### Supplied material
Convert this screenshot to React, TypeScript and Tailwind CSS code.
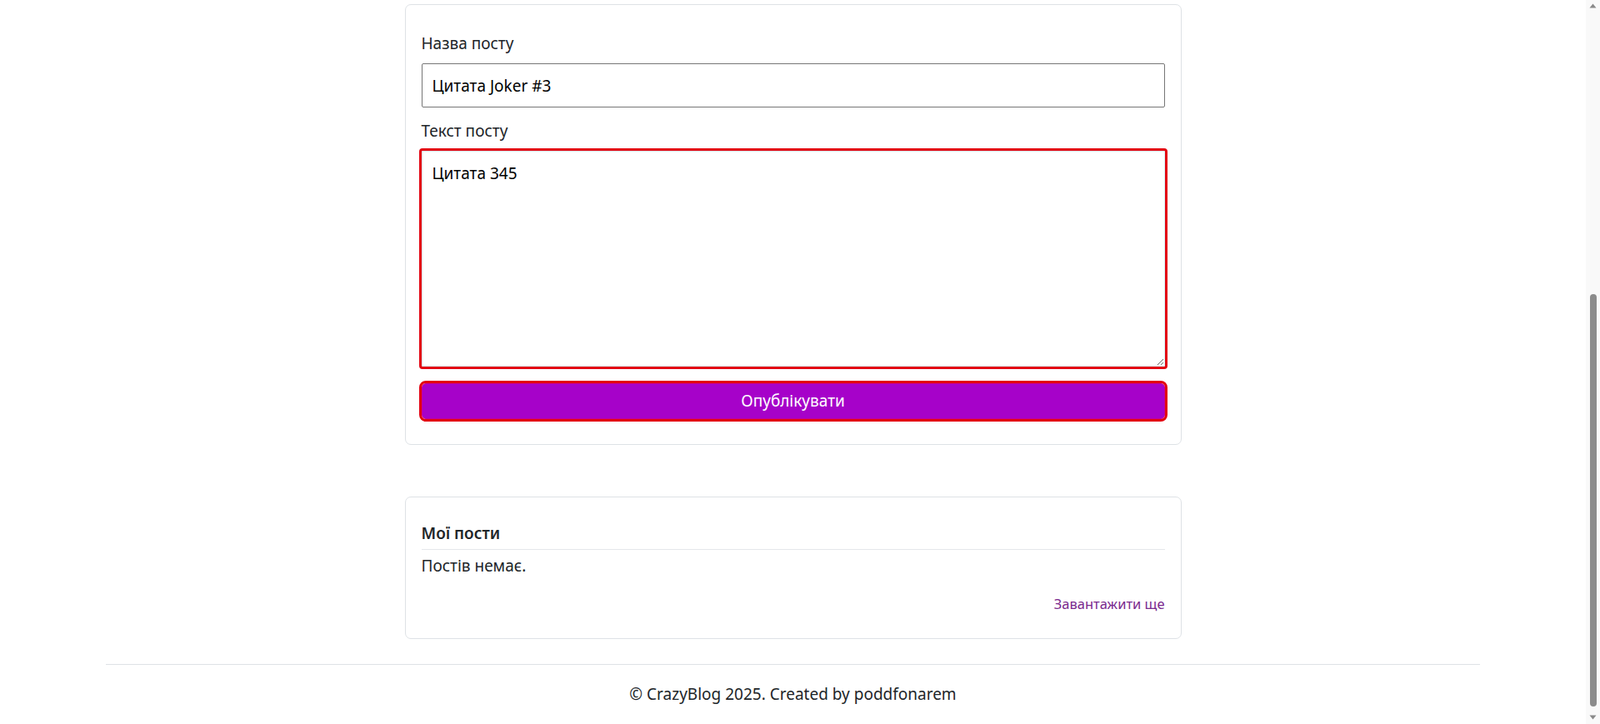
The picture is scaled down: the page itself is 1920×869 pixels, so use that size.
import React from 'react';

const font = { fontFamily: '"Noto Sans", "Open Sans", sans-serif' };

const FakeScrollbar: React.FC = () => (
  <div className="w-[17px] shrink-0 bg-[#f9f9f9] flex flex-col items-center">
    {/* up arrow */}
    <svg width="9" height="6" viewBox="0 0 9 6" className="mt-[4px]">
      <path d="M4.5 0.5 L8.5 5.5 L0.5 5.5 Z" fill="#8a8a8a" />
    </svg>
    <div className="flex-1 w-full flex flex-col items-center pt-[343px] pb-[10px]">
      <div className="w-[8px] flex-1 rounded-full bg-[#8b8b8b]" />
    </div>
    <svg width="9" height="6" viewBox="0 0 9 6" className="mb-[5px]">
      <path d="M0.5 0.5 L8.5 0.5 L4.5 5.5 Z" fill="#8a8a8a" />
    </svg>
  </div>
);

export default function App() {
  return (
    <div className="flex h-[869px] w-full overflow-hidden bg-white text-[#212529]" style={font}>
      <div className="flex-1 flex flex-col items-center">
        {/* New post form */}
        <div className="mt-[5px] w-[932px] rounded-[7px] border border-[#dee2e6] bg-white px-[19px] pt-[34px] pb-[30px]">
          <label className="block text-[19px] leading-[24px] text-[#212529]">Назва посту</label>
          <input
            className="mt-[12px] block h-[53px] w-full rounded-[2px] border border-[#767676] px-[12px] text-[19px] text-black outline-none"
            style={font}
            defaultValue="Цитата Joker #3"
          />
          <label className="mt-[16px] block text-[19px] leading-[24px] text-[#212529]">Текст посту</label>
          <textarea
            className="mt-[12px] block h-[259px] w-full resize-y rounded-[1px] border border-[#d7f6f6] px-[12px] pt-[14px] text-[19px] leading-[24px] text-black outline-[3px] outline-solid outline-[#e3000f]"
            style={font}
            defaultValue="Цитата 345"
          />
          <button
            className="mt-[20px] flex h-[43px] w-full items-center justify-center rounded-[5px] border border-[#c000a0] bg-[#a602c9] text-[19px] text-white outline-[3px] outline-solid outline-[#e3000f]"
            style={font}
          >
            Опублікувати
          </button>
        </div>

        {/* My posts */}
        <div className="mt-[62px] w-[932px] rounded-[7px] border border-[#dee2e6] bg-white px-[19px] pt-[31px] pb-[29px]">
          <div className="text-[19px] font-semibold leading-[24px] text-[#212529]">Мої пости</div>
          <div className="mt-[7px] border-t border-[#e5e7eb]" />
          <div className="mt-[7px] text-[19px] leading-[24px] text-[#212529]">Постів немає.</div>
          <div className="mt-[22px] flex justify-end">
            <a className="cursor-pointer text-[16.5px] leading-[24px] text-[#7a2a8e]">Завантажити ще</a>
          </div>
        </div>

        {/* Footer */}
        <div className="mt-[30px] w-full px-[127px]">
          <div className="border-t border-[#dee2e6]" />
          <div className="mt-[23px] text-center text-[19px] leading-[24px] text-[#212529]">
            © CrazyBlog 2025. Created by poddfonarem
          </div>
        </div>
      </div>
      <FakeScrollbar />
    </div>
  );
}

### What is required
Print out the lines exactly, skipping any picture.

### Exercise output
Convert this screenshot to React, TypeScript and Tailwind CSS code.
The picture is scaled down: the page itself is 1920×869 pixels, so use that size.
import React from 'react';

const font = { fontFamily: '"Noto Sans", "Open Sans", sans-serif' };

const FakeScrollbar: React.FC = () => (
  <div className="w-[17px] shrink-0 bg-[#f9f9f9] flex flex-col items-center">
    {/* up arrow */}
    <svg width="9" height="6" viewBox="0 0 9 6" className="mt-[4px]">
      <path d="M4.5 0.5 L8.5 5.5 L0.5 5.5 Z" fill="#8a8a8a" />
    </svg>
    <div className="flex-1 w-full flex flex-col items-center pt-[343px] pb-[10px]">
      <div className="w-[8px] flex-1 rounded-full bg-[#8b8b8b]" />
    </div>
    <svg width="9" height="6" viewBox="0 0 9 6" className="mb-[5px]">
      <path d="M0.5 0.5 L8.5 0.5 L4.5 5.5 Z" fill="#8a8a8a" />
    </svg>
  </div>
);

export default function App() {
  return (
    <div className="flex h-[869px] w-full overflow-hidden bg-white text-[#212529]" style={font}>
      <div className="flex-1 flex flex-col items-center">
        {/* New post form */}
        <div className="mt-[5px] w-[932px] rounded-[7px] border border-[#dee2e6] bg-white px-[19px] pt-[34px] pb-[30px]">
          <label className="block text-[19px] leading-[24px] text-[#212529]">Назва посту</label>
          <input
            className="mt-[12px] block h-[53px] w-full rounded-[2px] border border-[#767676] px-[12px] text-[19px] text-black outline-none"
            style={font}
            defaultValue="Цитата Joker #3"
          />
          <label className="mt-[16px] block text-[19px] leading-[24px] text-[#212529]">Текст посту</label>
          <textarea
            className="mt-[12px] block h-[259px] w-full resize-y rounded-[1px] border border-[#d7f6f6] px-[12px] pt-[14px] text-[19px] leading-[24px] text-black outline-[3px] outline-solid outline-[#e3000f]"
            style={font}
            defaultValue="Цитата 345"
          />
          <button
            className="mt-[20px] flex h-[43px] w-full items-center justify-center rounded-[5px] border border-[#c000a0] bg-[#a602c9] text-[19px] text-white outline-[3px] outline-solid outline-[#e3000f]"
            style={font}
          >
            Опублікувати
          </button>
        </div>

        {/* My posts */}
        <div className="mt-[62px] w-[932px] rounded-[7px] border border-[#dee2e6] bg-white px-[19px] pt-[31px] pb-[29px]">
          <div className="text-[19px] font-semibold leading-[24px] text-[#212529]">Мої пости</div>
          <div className="mt-[7px] border-t border-[#e5e7eb]" />
          <div className="mt-[7px] text-[19px] leading-[24px] text-[#212529]">Постів немає.</div>
          <div className="mt-[22px] flex justify-end">
            <a className="cursor-pointer text-[16.5px] leading-[24px] text-[#7a2a8e]">Завантажити ще</a>
          </div>
        </div>

        {/* Footer */}
        <div className="mt-[30px] w-full px-[127px]">
          <div className="border-t border-[#dee2e6]" />
          <div className="mt-[23px] text-center text-[19px] leading-[24px] text-[#212529]">
            © CrazyBlog 2025. Created by poddfonarem
          </div>
        </div>
      </div>
      <FakeScrollbar />
    </div>
  );
}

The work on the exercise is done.